Comparing Bitcoin to the fiat monetary system is not simply about pitting a new technology against an existing economic system. It is primarily about contrasting two very different visions of money and its role in the economy. The fiat system that currently structures the global economy rests on a complex institutional architecture. Central banks, governments, and financial institutions play a central role in managing the money supply. This structure allows for considerable flexibility: monetary authorities can adjust the money supply, influence interest rates, and intervene in financial markets when the economy experiences periods of uncertainty. This capacity for intervention is one of the cornerstones of the modern economic system.

It allows institutions to respond to financial crises, support economic activity, and stabilize markets when imbalances arise. In a world characterized by business cycles, financial shocks, and rapid transformations, this flexibility is often considered an indispensable tool for economic governance. However, this monetary architecture also rests on a fundamental characteristic: money can be created in potentially unlimited quantities. Money creation, credit expansion, and monetary policies directly influence the value of money over time.

This dynamic can lead to a gradual dilution of monetary value and alter the relationship between saving, consumption, and investment. Bitcoin introduces a radically different logic into this monetary landscape. The protocol does not rely on any central institution capable of adjusting the money supply. The rules governing the system are written into the code and enforced collectively by a global network of computers. In Bitcoin, the total amount of currency is limited and known in advance. This programmed scarcity is one of the protocol's most distinctive features. It means that currency cannot be created to meet immediate economic needs or to support financial policies. The system operates according to fixed rules that are transparent and verifiable by all network participants.

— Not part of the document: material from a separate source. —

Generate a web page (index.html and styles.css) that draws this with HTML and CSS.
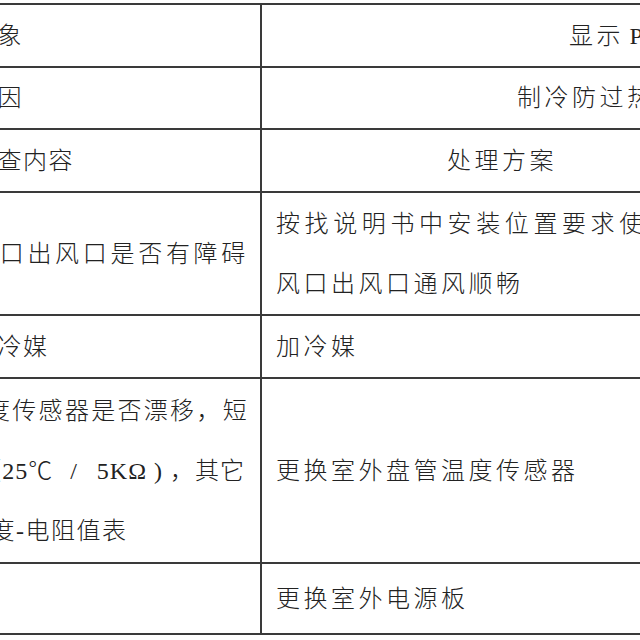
FILE: index.html
```html
<!DOCTYPE html>
<html lang="zh-CN">
<head>
<meta charset="utf-8">
<title>故障处理表</title>
<link rel="stylesheet" href="styles.css">
</head>
<body>
<div class="sheet">
  <div class="cell left"><div class="ln">现象</div></div>
  <div class="cell right pad-h1"><div class="ln snug">显示 P</div></div>

  <div class="cell left"><div class="ln">原因</div></div>
  <div class="cell right pad-h2"><div class="ln">制冷防过热</div></div>

  <div class="cell left"><div class="ln">检查内容</div></div>
  <div class="cell right center"><div class="ln">处理方案</div></div>

  <div class="cell left"><div class="ln end wide">口出风口是否有障碍</div></div>
  <div class="cell right"><div class="ln wider">按找说明书中安装位置要求使</div><div class="ln">风口出风口通风顺畅</div></div>

  <div class="cell left"><div class="ln">加冷媒</div></div>
  <div class="cell right"><div class="ln">加冷媒</div></div>

  <div class="cell left">
    <div class="ln end tight">度传感器是否漂移，短</div>
    <div class="ln end unit">（25℃<span class="gap g1"></span>/<span class="gap g2"></span>5KΩ )<span class="gap g3"></span>，其它</div>
    <div class="ln shift">温度-电阻值表</div>
  </div>
  <div class="cell right"><div class="ln">更换室外盘管温度传感器</div></div>

  <div class="cell left"></div>
  <div class="cell right"><div class="ln">更换室外电源板</div></div>
</div>
</body>
</html>
```
FILE: styles.css
```css
html, body {
  margin: 0;
  padding: 0;
  width: 640px;
  height: 640px;
  overflow: hidden;
  background: #ffffff;
}

.sheet {
  display: grid;
  grid-template-columns: 318px 480px;
  grid-template-rows: 61px 60px 61px 121px 61px 183px 69px;
  gap: 2px;
  padding: 2px;
  width: max-content;
  margin: 3px 0 0 -60px;
  background: #3a3a3a;
  font-family: "Liberation Serif", "Noto Sans CJK SC", serif;
  font-size: 24px;
  font-weight: 300;
  color: #222222;
}

.cell {
  background: #ffffff;
  display: flex;
  flex-direction: column;
  justify-content: center;
  white-space: nowrap;
  overflow: hidden;
  line-height: 60px;
}

.left {
  padding: 0 11px 0 30px;
  letter-spacing: 1.5px;
}

.right {
  padding: 0 14px;
  letter-spacing: 3.5px;
}

.pad-h1 { padding-left: 307px; }
.pad-h2 { padding-left: 255px; }

.center { text-align: center; }

.ln.end { text-align: right; }
.ln.wide { letter-spacing: 3.7px; }
.ln.wider { letter-spacing: 4.6px; }
.ln.tight { letter-spacing: 2.3px; }
.ln.shift { margin-left: -7px; }
.ln.snug { word-spacing: -4px; }
.ln.unit {
  letter-spacing: 1px;
  margin-right: 4px;
}

.gap { display: inline-block; }
.g1 { width: 17px; }
.g2 { width: 19px; }
.g3 { width: 7px; }
```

This fundamental difference does not necessarily mean that one of these models should replace the other. Existing monetary systems will likely continue to play a central role in the global economy for many years to come. States, financial institutions, and markets will continue to use national currencies to organize economic activity. But the existence of Bitcoin introduces an alternative that did not previously exist in monetary history. For the first time, it is possible to use a form of digital currency whose issuance is independent of political decisions and financial institutions. This innovation is not merely a technological evolution. It opens a broader debate about the very nature of money, how it is created, and the role it should play in the global economy.

In a world where trust in financial institutions and monetary systems can sometimes be questioned, the existence of an open and transparent monetary protocol represents a significant transformation. Bitcoin is not simply a new form of digital currency. It offers a different economic experience, based on programmed scarcity, decentralization, and verifiability. History will tell whether this experiment will remain a marginal alternative or play a more significant role in the future evolution of the global monetary system. But one thing is already certain: the emergence of Bitcoin has profoundly transformed the way economists, technologists, and societies think about money. And for the first time in modern history, the idea of a currency independent of institutions no longer belongs solely to the realm of theory. It now exists in the form of a global network operating every day, block after block.